* GOAL OF THE EXERCISE: Look for "full" in the listing below. Gather each line that contains it.

* DATA TO USE:
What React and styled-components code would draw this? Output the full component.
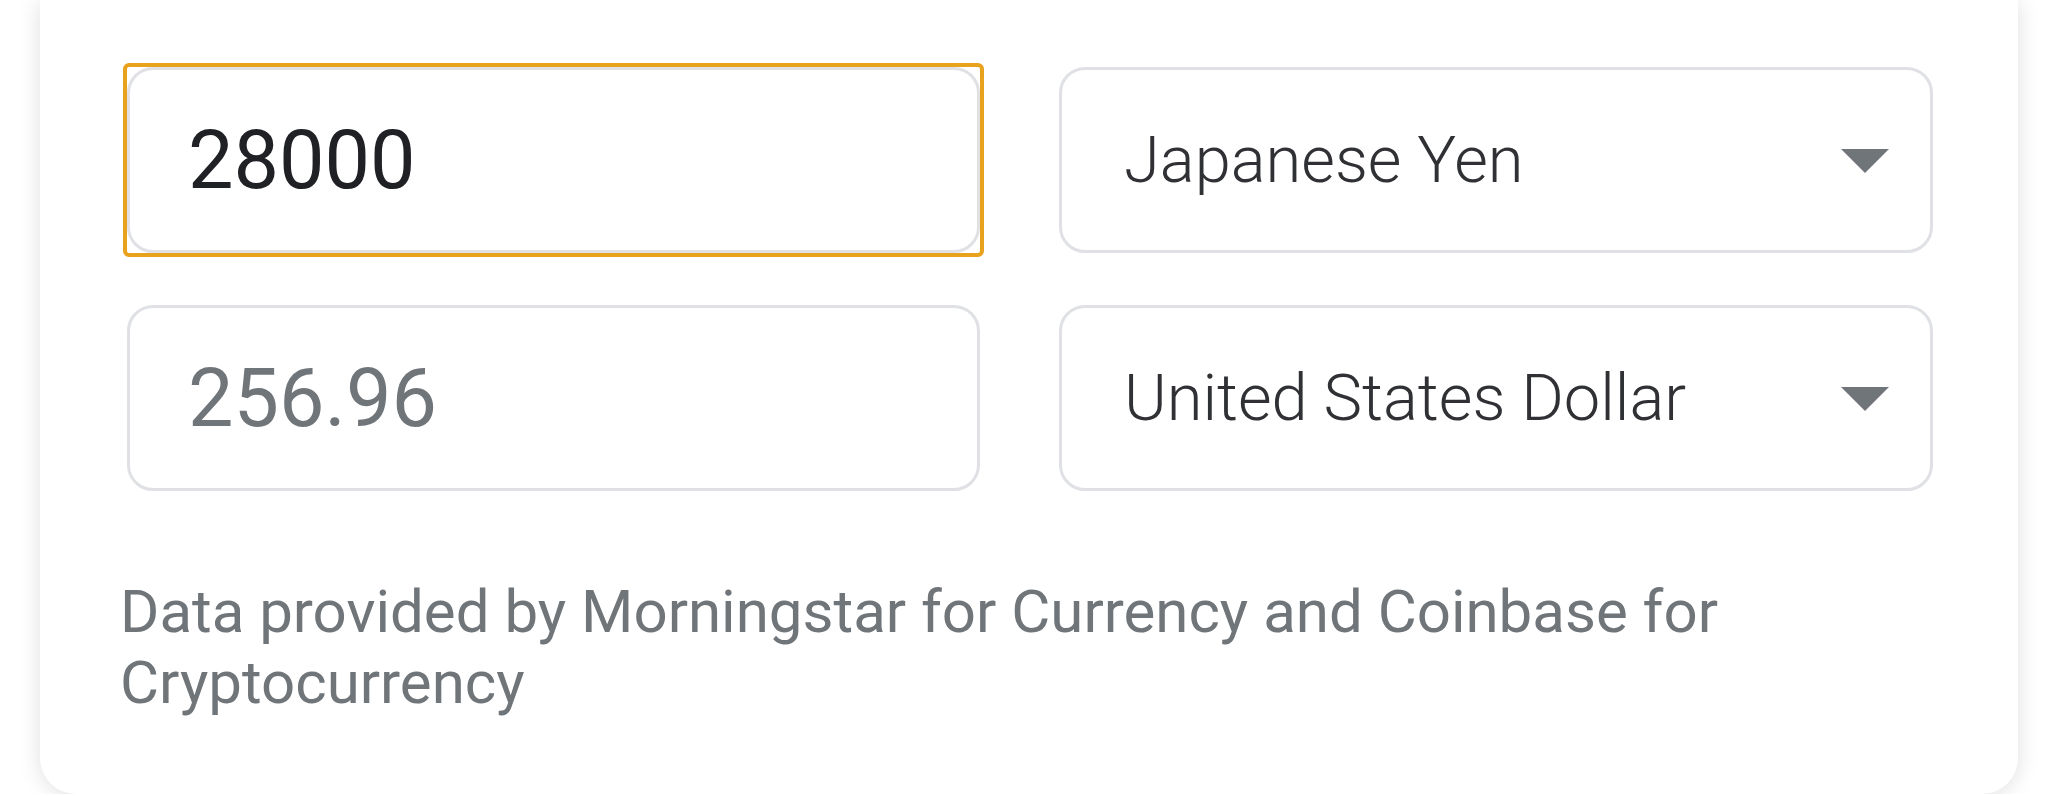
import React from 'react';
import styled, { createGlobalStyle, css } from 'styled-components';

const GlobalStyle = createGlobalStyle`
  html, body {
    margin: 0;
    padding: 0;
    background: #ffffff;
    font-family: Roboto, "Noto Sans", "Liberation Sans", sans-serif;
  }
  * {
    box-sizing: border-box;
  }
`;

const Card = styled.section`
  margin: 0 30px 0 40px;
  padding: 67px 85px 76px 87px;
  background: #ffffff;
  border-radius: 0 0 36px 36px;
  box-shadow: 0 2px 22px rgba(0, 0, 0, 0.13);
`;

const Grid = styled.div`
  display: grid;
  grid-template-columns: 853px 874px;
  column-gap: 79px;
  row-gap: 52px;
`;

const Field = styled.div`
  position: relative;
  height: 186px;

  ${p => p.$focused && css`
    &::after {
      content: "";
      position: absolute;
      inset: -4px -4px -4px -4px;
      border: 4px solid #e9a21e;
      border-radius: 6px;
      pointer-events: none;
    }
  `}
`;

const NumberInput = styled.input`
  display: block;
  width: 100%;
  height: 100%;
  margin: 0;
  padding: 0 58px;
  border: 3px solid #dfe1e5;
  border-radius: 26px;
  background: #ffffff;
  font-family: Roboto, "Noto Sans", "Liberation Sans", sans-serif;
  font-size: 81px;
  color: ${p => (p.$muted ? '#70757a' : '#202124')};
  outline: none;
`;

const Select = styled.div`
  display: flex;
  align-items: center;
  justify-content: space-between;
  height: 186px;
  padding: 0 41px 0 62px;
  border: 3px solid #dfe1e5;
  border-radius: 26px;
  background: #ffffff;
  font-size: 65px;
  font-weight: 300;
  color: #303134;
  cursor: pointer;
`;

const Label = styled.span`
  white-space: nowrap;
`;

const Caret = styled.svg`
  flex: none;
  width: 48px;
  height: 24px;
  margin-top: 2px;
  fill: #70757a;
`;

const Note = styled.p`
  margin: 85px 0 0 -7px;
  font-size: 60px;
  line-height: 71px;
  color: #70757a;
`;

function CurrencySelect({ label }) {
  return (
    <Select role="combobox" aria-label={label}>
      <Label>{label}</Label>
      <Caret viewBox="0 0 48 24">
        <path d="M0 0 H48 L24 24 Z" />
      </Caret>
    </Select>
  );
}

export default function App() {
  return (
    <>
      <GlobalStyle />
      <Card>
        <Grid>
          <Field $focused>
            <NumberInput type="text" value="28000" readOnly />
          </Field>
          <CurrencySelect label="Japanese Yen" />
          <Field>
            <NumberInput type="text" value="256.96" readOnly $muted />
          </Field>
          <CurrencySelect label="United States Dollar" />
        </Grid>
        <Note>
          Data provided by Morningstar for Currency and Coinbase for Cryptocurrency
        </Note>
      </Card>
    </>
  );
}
* * *
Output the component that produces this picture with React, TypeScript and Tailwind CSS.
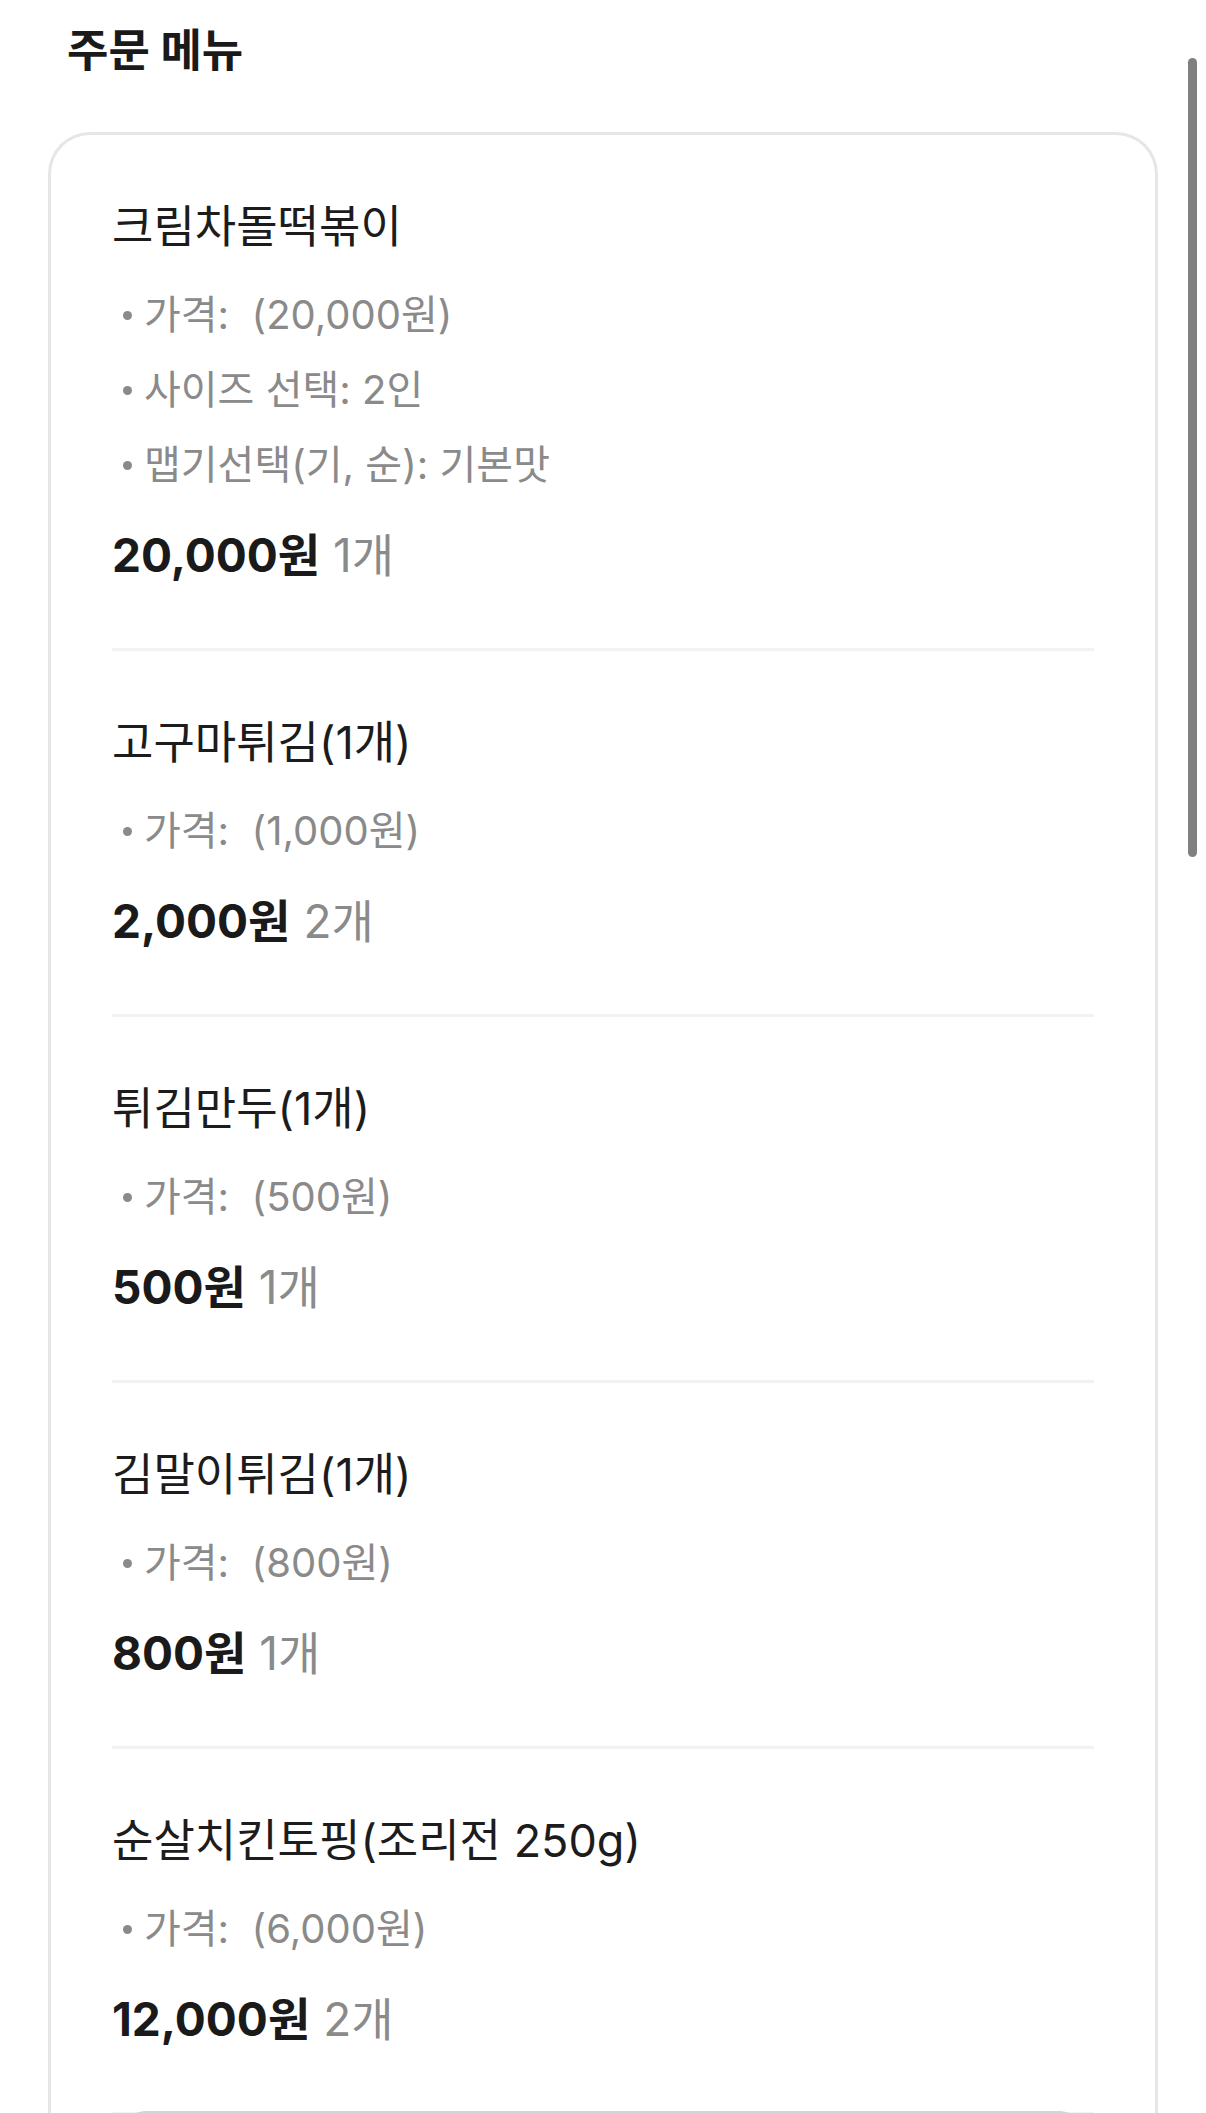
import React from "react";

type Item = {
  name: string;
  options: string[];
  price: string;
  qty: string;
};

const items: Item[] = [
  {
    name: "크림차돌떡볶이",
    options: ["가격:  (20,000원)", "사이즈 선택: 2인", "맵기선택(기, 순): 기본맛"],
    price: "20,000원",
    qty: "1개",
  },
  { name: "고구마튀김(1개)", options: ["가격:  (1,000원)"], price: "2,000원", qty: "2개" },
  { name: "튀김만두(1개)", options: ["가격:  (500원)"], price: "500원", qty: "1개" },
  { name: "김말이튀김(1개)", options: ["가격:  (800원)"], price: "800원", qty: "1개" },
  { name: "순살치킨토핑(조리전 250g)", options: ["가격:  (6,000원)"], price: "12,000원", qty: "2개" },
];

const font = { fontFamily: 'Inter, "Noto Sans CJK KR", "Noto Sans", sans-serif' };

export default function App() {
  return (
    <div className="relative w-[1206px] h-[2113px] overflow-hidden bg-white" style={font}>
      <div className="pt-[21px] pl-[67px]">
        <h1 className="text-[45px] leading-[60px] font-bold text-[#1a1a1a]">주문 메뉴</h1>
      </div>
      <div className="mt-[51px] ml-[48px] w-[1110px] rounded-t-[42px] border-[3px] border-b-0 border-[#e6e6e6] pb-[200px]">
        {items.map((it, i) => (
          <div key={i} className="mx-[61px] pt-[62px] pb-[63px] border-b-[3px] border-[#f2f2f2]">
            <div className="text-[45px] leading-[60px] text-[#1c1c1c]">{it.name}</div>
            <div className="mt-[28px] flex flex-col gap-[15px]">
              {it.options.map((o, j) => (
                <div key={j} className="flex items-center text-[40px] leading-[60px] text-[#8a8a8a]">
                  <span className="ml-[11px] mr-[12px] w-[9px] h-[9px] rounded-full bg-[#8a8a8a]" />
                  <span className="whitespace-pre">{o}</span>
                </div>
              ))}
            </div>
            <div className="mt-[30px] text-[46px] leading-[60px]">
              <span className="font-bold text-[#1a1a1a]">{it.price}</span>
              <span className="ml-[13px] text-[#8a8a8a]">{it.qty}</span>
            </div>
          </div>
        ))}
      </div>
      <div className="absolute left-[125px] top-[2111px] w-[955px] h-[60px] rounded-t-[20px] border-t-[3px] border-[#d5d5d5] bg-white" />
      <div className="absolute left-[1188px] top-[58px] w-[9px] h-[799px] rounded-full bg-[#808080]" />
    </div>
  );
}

* WRITTEN RESPONSE:
What React and styled-components code would draw this? Output the full component.
                  <span className="ml-[11px] mr-[12px] w-[9px] h-[9px] rounded-full bg-[#8a8a8a]" />
      <div className="absolute left-[1188px] top-[58px] w-[9px] h-[799px] rounded-full bg-[#808080]" />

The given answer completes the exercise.